In October, popular Latina actress Gina Rodriguez filmed herself getting her hair and makeup done while singing along to a Fugees song and she posted the video on her Instagram story. In the video, Rodriguez clearly says the n-word and promptly giggles right after as if it’s all a joke.
Given Rodriguez’s continuous erasure of Afro-Latinx people and anti-black rhetoric, this shouldn’t be surprising. However, Rodriguez stars on one of the most popular Latinx-led shows: “Jane the Virgin.” Therefore, she’s setting an example for millions.
Rodriguez has been outspoken about the need for more Latinx diversity in media, but she rarely advocates for representation of Afro-Latinx people or praises Afro-Latinx actors like Lupita Nyong’o, who recently starred in “Us” and “Black Panther.” In Rodriguez’s mind, like in many, the concept of “Latinidad” (the identification with various Latin American attributes) is one focused on white or mestizo (mixed) Latinx people at the expense of black and indigenous people.
She cannot fathom an expression of Latinx culture that’s not tied to the white or mestizo Latinx experience. Latinidad is rooted in exclusivity and the glorification of cisgender, straight and mestizo men and women; these are the models for Latinidad.
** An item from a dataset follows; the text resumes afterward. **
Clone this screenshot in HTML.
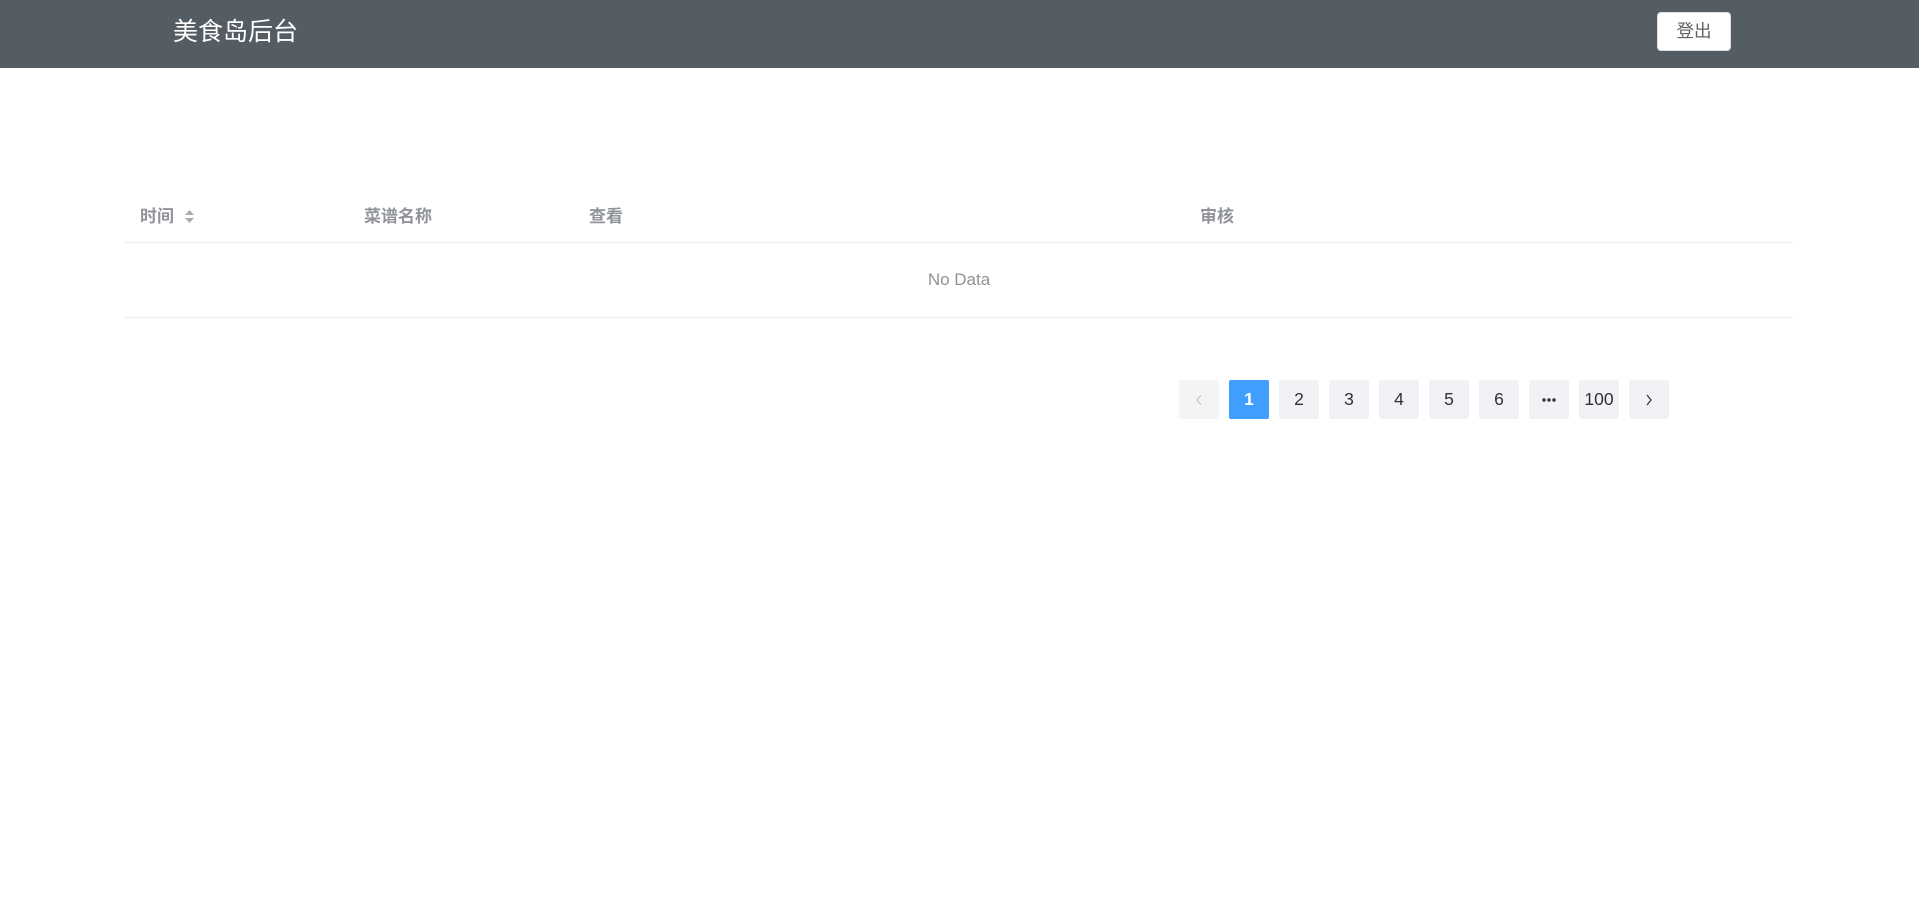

Although Latinidad is positioned as an all-inclusive cultural identity, whiteness is at its center. You cannot have an identity that claims to unite millions of people under one term and identity yet fails to recognize persecution and discrimination of black and indigenous people. Not only is Latinidad complicit in maintaining the privilege white and mestizo Latinxs have over black and indigenous people, but it erases and flattens other identities in favor of a monolithic singular one.
Latinidad originates from colonization, from the enslavement and degradation of black and indigenous people in the colonial caste system. Advancements and civil rights in this system were determined based on racial appearance. Black people were at the bottom of the system, with indigenous people slightly above them and white Spaniards at the top of the racial hierarchy.
The Latinidad we see today is shaped by this system; it’s defined by the dominion of white Spanish culture over black and indigenous ones. The forced mixture of these cultures should not be praised but recognized for the violence it is. It’s resulted in the destruction and erosion of various African and indigenous cultures — this is nothing to be celebrated.
It’s quite ironic that African and indigenous cultures have made tremendous contributions to what’s considered to be Latinx culture yet they aren’t centered in Latinidad; our culture constantly encourages the attainment of whiteness. The concept of “adelantando la raza” (advancing the race) is based on upholding whiteness as superior, better and purer.
If Latinidad is meant for all, why the degradation of black and brown skin? Our telenovelas are filled with light-skinned faces, while black and indigenous people are relegated to subservient roles or not represented at all. There are so many Latinx people who are ashamed to identify as black or indigenous. They would rather say they’re mestizo or mixed in order to fit into a narrow and racist definition of Latinidad.
As Alán Pelaez Lopez, an Afro-Indigenous writer, said, “Latinidad is a calculated weapon to the logic of white supremacy. White Latinxs have made sure that they control the narrative of ‘latinidad’ to ensure that non-white Latinxs remain in positions of subjugation as to not interrupt the ongoing structures of settler-colonialism in the Americas and the Caribbean. If you believe in ‘latinidad’ as unifying, what is your destination?”
The structure of Latinidad needs to be dismantled, and if it’s rebuilt, it needs to be led by black and indigenous Latinx people. As Latinx people, we must acknowledge the prevalent racism and exclusion of Afro-Latinx and indigenous people within our culture.
I benefit from the structure of Latinidad. I and other mestizos, and white Latinx people, need to act in solidarity to dismantle the structure of Latinidad.
Anais Rivero PZ ’22 is a second generation Cuban from Miami, Florida. She’s interested in politics and Latin American studies. She hopes her grandmother’s beloved telenovelas will someday feature people who actually look like her.